"Yeah, journalists come to interview her, on Women´s Day and stuff," Amparo told us. "She was born in 1902, has seen all the wars, everything." The town used to be called "San Juan de los Platos" when Amparo´s grandmother was young, because of all the plates that were made here. "From this clay," Amparo told us, gesturing to the bag of clumped, brown clay in her yard.
She sat at her pottery wheel, rocking back and forth as her foot pushed it. Her hands caressed the spinning lump of clay, drawing it up into a bowl. Suddenly I imagined that this is how God made the earth, by taking a glob of clay and spinning it on a pottery wheel into a perfect sphere. Indeed, some Native American creation myths tell that God made humans out of clay. Mother earth. The perfect roundness of the pots on Amparo´s workshelf belies the rustic equipment she uses.
According to Amparo´s grandmother, the indigenous story goes that people discovered clay when they used it to seal the holes in their baskets, preventing the grain from falling through the cracks. Amparo stood by the brick oven in her yard, explaining this. "Then, one day, there was a fire, and they noticed that the material got hard, like this," she picks up a shard of red tile from the inside of the oven, "so they started to make things with it. They used pots instead of baskets."

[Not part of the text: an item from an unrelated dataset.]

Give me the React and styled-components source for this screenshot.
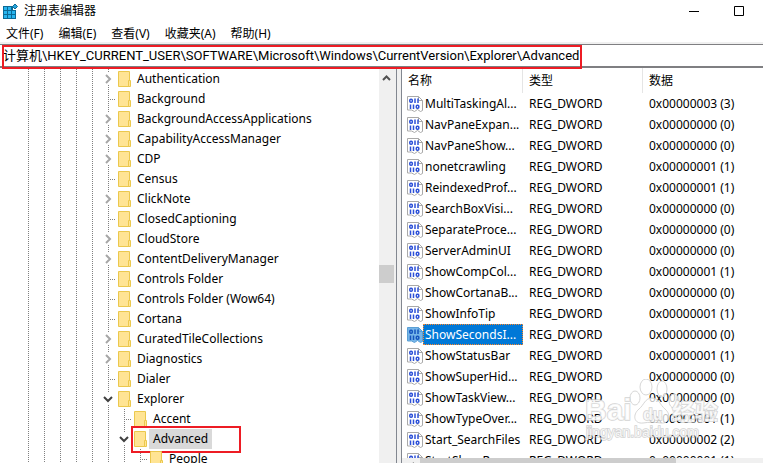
import React from "react";
import styled, { createGlobalStyle, css } from "styled-components";

const Global = createGlobalStyle`
  *, *::before, *::after { box-sizing: border-box; }
  body {
    margin: 0;
    background: #fff;
    color: #000;
    font-family: "Noto Sans", "Noto Sans CJK SC", sans-serif;
    font-size: 12px;
  }
  button, input, table { font: inherit; color: inherit; }
`;

const DOT = "#808080";

const Window = styled.div`
  display: flex;
  flex-direction: column;
  height: 100vh;
  overflow: hidden;
  background: #fff;
`;

const TitleBar = styled.header`
  display: flex;
  align-items: center;
  flex: none;
  height: 22px;
  padding: 0 2px;
`;

const Title = styled.h1`
  flex: 1;
  margin: 0 0 0 6px;
  font-size: 12px;
  font-weight: 400;
  line-height: 20px;
`;

const WindowButton = styled.button`
  display: flex;
  align-items: center;
  justify-content: center;
  width: 45px;
  height: 20px;
  padding: 0;
  border: 0;
  background: none;
`;

const MenuBar = styled.nav`
  display: flex;
  align-items: flex-end;
  gap: 15px;
  flex: none;
  height: 20px;
  padding: 0 6px;
`;

const MenuButton = styled.button`
  padding: 0;
  border: 0;
  background: none;
  line-height: 16px;
  white-space: nowrap;
`;

const AddressBar = styled.div`
  position: relative;
  flex: none;
  height: 26px;
  border-top: 2px solid #f0f0f0;
`;

const AddressInput = styled.input`
  display: block;
  width: 100%;
  height: 24px;
  padding: 0 3px 2px;
  border: solid #7f7f82;
  border-width: 1px 0 2px;
  outline: 0;
  background: #fff;
  font-family: Roboto, "Noto Sans CJK SC", sans-serif;
  font-size: 13px;
`;

const marked = css`
  position: absolute;
  border: 2px solid #ed1c24;
  pointer-events: none;
`;

const AddressMark = styled.span`
  ${marked}
  left: 2px;
  top: 1px;
  width: 580px;
  height: 24px;
`;

const RowMark = styled.span`
  ${marked}
  left: -3px;
  top: -3px;
  width: 110px;
  height: 27px;
`;

const Panes = styled.main`
  display: flex;
  flex: 1;
  min-height: 0;
`;

const TreePane = styled.section`
  display: flex;
  flex: 0 0 397px;
  border-right: 1px solid #828790;
`;

const Tree = styled.ul`
  flex: 1;
  min-width: 0;
  margin: 0;
  padding: 1px 0 0 20px;
  overflow: hidden;
  list-style: none;
`;

const TreeRow = styled.li`
  display: flex;
  align-items: center;
  height: 20px;
`;

const Guide = styled.span`
  flex: none;
  width: 16px;
  height: 20px;
  background: repeating-linear-gradient(${DOT} 0 1px, transparent 1px 2px) 8px 0 / 1px 100% no-repeat;
`;

const Leaf = styled.span`
  flex: none;
  width: 16px;
  height: 20px;
  background:
    repeating-linear-gradient(${DOT} 0 1px, transparent 1px 2px) 8px 0 / 1px 100% no-repeat,
    repeating-linear-gradient(90deg, ${DOT} 0 1px, transparent 1px 2px) 8px 10px / 7px 1px no-repeat;
`;

const Toggle = styled.button`
  display: flex;
  align-items: center;
  justify-content: center;
  flex: none;
  width: 16px;
  height: 20px;
  padding: 0;
  border: 0;
  background:
    repeating-linear-gradient(${DOT} 0 1px, transparent 1px 2px) 8px 0 / 1px 3px no-repeat,
    repeating-linear-gradient(${DOT} 0 1px, transparent 1px 2px) 8px 100% / 1px 4px no-repeat;
`;

const TreeItem = styled.span`
  position: relative;
  display: flex;
  align-items: center;
  gap: 2px;
  margin-left: 2px;
`;

const TreeLabel = styled.span`
  padding: 0 4px;
  line-height: 20px;
  white-space: nowrap;
  background: ${(p) => (p.$selected ? "#d9d9d9" : "transparent")};
`;

const ScrollTrack = styled.div`
  display: flex;
  flex-direction: column;
  align-items: flex-start;
  flex: none;
  width: 17px;
  margin-top: 1px;
  background: #f0f0f0;
`;

const ScrollUp = styled.button`
  display: flex;
  align-items: center;
  justify-content: center;
  width: 15px;
  height: 18px;
  margin-bottom: 178px;
  padding: 0;
  border: 0;
  background: none;
`;

const ScrollThumb = styled.span`
  width: 15px;
  height: 18px;
  background: #cdcdcd;
`;

const Splitter = styled.div`
  flex: 0 0 5px;
  background: #f0f0f0;
  border-right: 1px solid #828790;
`;

const ValuesPane = styled.section`
  display: flex;
  flex-direction: column;
  flex: 1;
  min-width: 0;
`;

const TableArea = styled.div`
  flex: 1;
  min-height: 0;
  overflow: hidden;
`;

const Values = styled.table`
  width: 100%;
  border-collapse: separate;
  border-spacing: 0;
  table-layout: fixed;
`;

const HeadCell = styled.th`
  width: ${(p) => p.$width || "auto"};
  height: 25px;
  padding: 0 6px;
  border-right: ${(p) => (p.$width ? "1px solid #e5e5e5" : "0")};
  font-weight: 400;
  line-height: 24px;
  text-align: left;
`;

const Cell = styled.td`
  height: 21px;
  padding: 0 6px;
  line-height: 19px;
  white-space: nowrap;
`;

const NameCell = styled(Cell)`
  padding: 0;
`;

const ValueName = styled.span`
  display: flex;
  align-items: center;
  height: 21px;
  padding-left: 5px;
`;

const ValueLabel = styled.span`
  flex: 1;
  min-width: 0;
  height: 21px;
  padding: 0 1px;
  border: 1px dotted ${(p) => (p.$selected ? "#ff8728" : "transparent")};
  background: ${(p) => (p.$selected ? "#0078d7" : "transparent")};
  color: ${(p) => (p.$selected ? "#fff" : "inherit")};
  line-height: 19px;
  white-space: nowrap;
`;

const HorizontalScroll = styled.div`
  display: flex;
  flex: none;
  height: 5px;
  overflow: hidden;
  background: #f0f0f0;
`;

const ScrollLeft = styled.button`
  display: flex;
  justify-content: center;
  flex: none;
  width: 18px;
  height: 17px;
  padding: 4px 0 0 2px;
  border: 0;
  background: none;
`;

const HorizontalThumb = styled.span`
  width: 71%;
  background: #cdcdcd;
`;

const Watermark = styled.div`
  position: absolute;
  right: 43px;
  bottom: 14px;
  pointer-events: none;
`;

const AppIcon = () => (
  <svg width="16" height="18" viewBox="0 0 16 18" aria-hidden="true">
    <path d="M1 4h10v4h3v9H1z" fill="#0b6a96" />
    <path d="M2 5h3v3H2zM6 5h3v3H6zM2 9h3v3H2zM6 9h3v3H6zM10 9h3v3h-3zM2 13h3v3H2zM6 13h3v3H6zM10 13h3v3h-3z" fill="#27b4ee" />
    <path d="M13 2l2.500 2.500L13 7l-2.500-2.500z" fill="#27a5dc" stroke="#0b6a96" strokeWidth="1" />
  </svg>
);

const Folder = () => (
  <svg width="13" height="17" viewBox="0 0 13 17" aria-hidden="true">
    <path d="M.5 .5h11v15H.5z" fill="#ffe494" stroke="#ebc84d" />
    <path d="M10.500 9.500h2v6h-2z" fill="#ffe494" stroke="#ebc84d" />
  </svg>
);

const Chevron = ({ open }) => (
  <svg width="10" height="10" viewBox="0 0 10 10" fill="none" strokeWidth="2" aria-hidden="true">
    {open ? <path d="M1 3l4 4 4-4" stroke="#404040" /> : <path d="M3 1l4 4-4 4" stroke="#a6a6a6" />}
  </svg>
);

const BinaryIcon = ({ selected }) => (
  <svg width="16" height="16" viewBox="0 0 16 16" fill="none" aria-hidden="true">
    <path d="M.5 .5h11l4 4v10l-2 1-3-2-3 2-3-1.500H.5z" fill={selected ? "#76b5e8" : "#fff"} stroke={selected ? "#5a9fd4" : "#a9a9a9"} />
    <path d="M11.500 .5v4h4" stroke={selected ? "#5a9fd4" : "#a9a9a9"} />
    <g stroke={selected ? "#1554bd" : "#2c50d8"} strokeWidth="1.500">
      <rect x="2.800" y="3.300" width="2.500" height="3" rx="1" />
      <path d="M8 2.500v4.500M11 2.500v4.500M3.500 8.500v4.500M6.500 8.500v4.500" />
      <rect x="9.300" y="9.300" width="2.500" height="3" rx="1" />
    </g>
  </svg>
);

const Paws = () => (
  <svg width="136" height="66" viewBox="0 0 136 66" aria-hidden="true">
    <g fill="#fff" fillOpacity=".75" stroke="#d2d2d2" strokeOpacity=".9">
      <ellipse cx="62" cy="8" rx="6" ry="8" />
      <ellipse cx="78" cy="10" rx="5" ry="8" />
      <ellipse cx="51" cy="19" rx="5" ry="7" />
      <ellipse cx="90" cy="22" rx="5" ry="7" />
      <path d="M68 19c7 0 8 7 13 11 7 6 4 15-4 14-6-1-12-1-18 0-9 1-11-8-4-14 5-4 6-11 13-11z" />
    </g>
    <g fill="#fff" fillOpacity=".8" stroke="#c8c8c8" strokeOpacity=".8" strokeWidth="1.500" paintOrder="stroke" fontFamily="Liberation Sans, sans-serif" fontWeight="700">
      <text x="1" y="41" fontSize="30">Bai</text>
      <text x="59" y="41" fontSize="16">du</text>
      <text x="88" y="41" fontSize="23" fontFamily="Noto Sans CJK SC, sans-serif">经验</text>
      <text x="2" y="58" fontSize="14" fontWeight="400">jingyan.baidu.com</text>
    </g>
  </svg>
);

const menus = ["文件(F)", "编辑(E)", "查看(V)", "收藏夹(A)", "帮助(H)"];

const keys = [
  ["Authentication", "closed"],
  ["Background"],
  ["BackgroundAccessApplications", "closed"],
  ["CapabilityAccessManager", "closed"],
  ["CDP", "closed"],
  ["Census"],
  ["ClickNote", "closed"],
  ["ClosedCaptioning"],
  ["CloudStore", "closed"],
  ["ContentDeliveryManager", "closed"],
  ["Controls Folder"],
  ["Controls Folder (Wow64)"],
  ["Cortana"],
  ["CuratedTileCollections", "closed"],
  ["Diagnostics", "closed"],
  ["Dialer"],
  ["Explorer", "open"],
  ["Accent", "", 6],
  ["Advanced", "open", 6],
  ["People", "", 7],
];

const values = [
  ["MultiTaskingAl...", 3],
  ["NavPaneExpan...", 0],
  ["NavPaneShow...", 0],
  ["nonetcrawling", 1],
  ["ReindexedProf...", 1],
  ["SearchBoxVisi...", 0],
  ["SeparateProce...", 0],
  ["ServerAdminUI", 0],
  ["ShowCompCol...", 1],
  ["ShowCortanaB...", 0],
  ["ShowInfoTip", 1],
  ["ShowSecondsI...", 0],
  ["ShowStatusBar", 1],
  ["ShowSuperHid...", 0],
  ["ShowTaskView...", 0],
  ["ShowTypeOver...", 1],
  ["Start_SearchFiles", 2],
  ["StartShowRun...", 1],
];

function Key({ name, state, depth = 5 }) {
  const selected = name === "Advanced";
  return (
    <TreeRow>
      {Array.from({ length: depth }, (_, i) => <Guide key={i} />)}
      {state ? (
        <Toggle aria-label={`${name} ${state}`}><Chevron open={state === "open"} /></Toggle>
      ) : <Leaf />}
      <TreeItem>
        <Folder />
        <TreeLabel $selected={selected}>{name}</TreeLabel>
        {selected && <RowMark />}
      </TreeItem>
    </TreeRow>
  );
}

export default function App() {
  return (
    <Window>
      <Global />
      <TitleBar>
        <AppIcon />
        <Title>注册表编辑器</Title>
        <WindowButton aria-label="最小化">
          <svg width="10" height="10" aria-hidden="true"><path d="M0 5.500h10" stroke="#000" /></svg>
        </WindowButton>
        <WindowButton aria-label="最大化">
          <svg width="10" height="10" aria-hidden="true"><path d="M.5 .5h9v9h-9z" fill="none" stroke="#000" /></svg>
        </WindowButton>
      </TitleBar>
      <MenuBar>{menus.map((m) => <MenuButton key={m}>{m}</MenuButton>)}</MenuBar>
      <AddressBar>
        <AddressInput
          aria-label="地址"
          defaultValue={"计算机\\HKEY_CURRENT_USER\\SOFTWARE\\Microsoft\\Windows\\CurrentVersion\\Explorer\\Advanced"}
        />
        <AddressMark />
      </AddressBar>
      <Panes>
        <TreePane>
          <Tree>
            {keys.map(([name, state, depth]) => <Key key={name} name={name} state={state} depth={depth} />)}
          </Tree>
          <ScrollTrack>
            <ScrollUp aria-label="向上滚动">
              <svg width="9" height="6" aria-hidden="true"><path d="M1 5l3.500-3.500L8 5" fill="none" stroke="#505050" strokeWidth="2" /></svg>
            </ScrollUp>
            <ScrollThumb />
          </ScrollTrack>
        </TreePane>
        <Splitter />
        <ValuesPane>
          <TableArea>
            <Values>
              <thead>
                <tr>
                  <HeadCell $width="121px">名称</HeadCell>
                  <HeadCell $width="120px">类型</HeadCell>
                  <HeadCell>数据</HeadCell>
                </tr>
              </thead>
              <tbody>
                {values.map(([name, n]) => {
                  const selected = name === "ShowSecondsI...";
                  return (
                    <tr key={name}>
                      <NameCell>
                        <ValueName>
                          <BinaryIcon selected={selected} />
                          <ValueLabel $selected={selected}>{name}</ValueLabel>
                        </ValueName>
                      </NameCell>
                      <Cell>REG_DWORD</Cell>
                      <Cell>{`0x0000000${n} (${n})`}</Cell>
                    </tr>
                  );
                })}
              </tbody>
            </Values>
          </TableArea>
          <HorizontalScroll>
            <ScrollLeft aria-label="向左滚动">
              <svg width="6" height="9" aria-hidden="true"><path d="M5 1L1.500 4.500 5 8" fill="none" stroke="#505050" strokeWidth="2" /></svg>
            </ScrollLeft>
            <HorizontalThumb />
          </HorizontalScroll>
        </ValuesPane>
      </Panes>
      <Watermark><Paws /></Watermark>
    </Window>
  );
}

Amparo learned from her grandmother to make simple things for cooking when she was a girl. At 12 or 13 years old, she could make any utensil for the kitchen. But then she went to an artisan´s workshop in the 1970´s, where they showed her how to work with a wheel and new designs. They showed her pre-columbian patterns, graphics, new paints, techniques. "Like this one," she pointed to a squat vase with leaves and flowers designed in relief, painted a glossy black and green, "is magnesium oxide." She told us that the pre-columbian designs take more time, and so the more commercialized pots are now the ones that use the natural paints but which don´t feature the complicated designs. "Like the Jaguar," she said, "and the serpent heads and all that. Those take a lot of time. So the art is being lost..."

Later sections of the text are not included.